I consider it one of the great mysteries of our educational system that almost everyone knows that "quickly" is an adverb but almost no one knows "there" and "now" are often adverbs. (If you want a quick primer on this, I recommend the "Adverbs" tab at http://www.grammaruntied.com.)
I have no quarrel with adverbs like "now" or "therefore" or "indoors." No, the adverbs that make me want to spill red ink are the ones we know best — the more famous ones that usually end in "ly" and that are often called manner adverbs because they describe the manner in which an action takes place. But only when they're used unwisely.
Consider this sentence, which is typical of the prose found in a lot of unpublished novels: Mary quickly grabbed the gun, angrily pointed it in Lou's face and remorselessly pulled the trigger.
Clearly, those adverbs are all there to add emphasis. But do they? Let's look at the sentence without them: Mary grabbed the gun, pointed it in Lou's face and pulled the trigger.
Writers trying to make their information as exciting as possible will often resort to adverbs as a way to inject urgency or emotion. Sadly, the adverbs often have the opposite effect. The prose comes off as weak and pleading to be taken seriously, like a child who "really, really, really, really, really" wants some ice cream.

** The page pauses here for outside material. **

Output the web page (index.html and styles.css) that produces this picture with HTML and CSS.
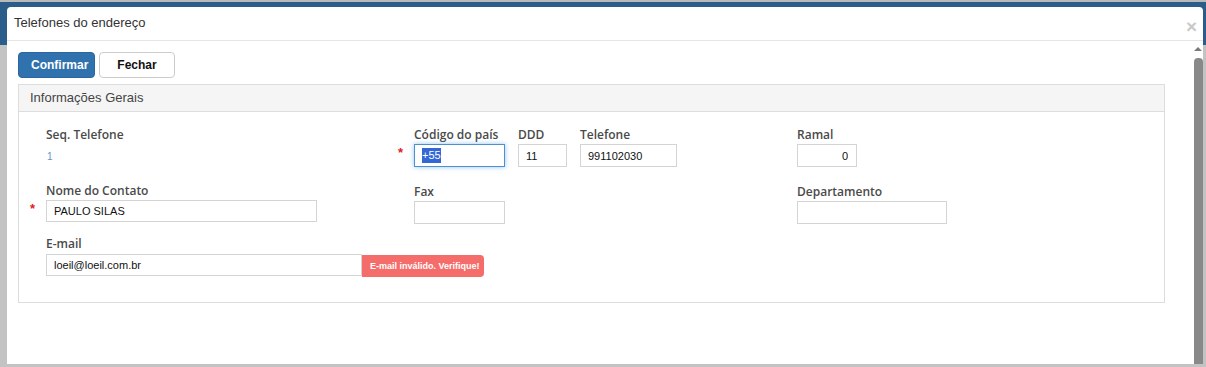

What these writers fail to see is that, often, actions have more impact when they stand alone. Solid facts like "she pulled the trigger" need no adornment. That's why, often, "ly" adverbs are the culprits in silly redundancies like "completely new" and "totally different."
Of course, manner adverbs exist for a reason. Often they contain information worth keeping: "He slowly reached into his pocket" tells us more than just "He reached into his pocket."
The speed at which someone reaches for something can mean danger or caution or even menace. Notice how that's different from "quickly grabbed," in which "grabbed" sounds quick enough all by itself.
Whenever I come across a manner adverb in an article I'm editing or in my own writing, I try taking it out. If the sentence loses information or emphasis, I put it back in. Otherwise, I gleefully leave the adverb to die in a pool of red ink.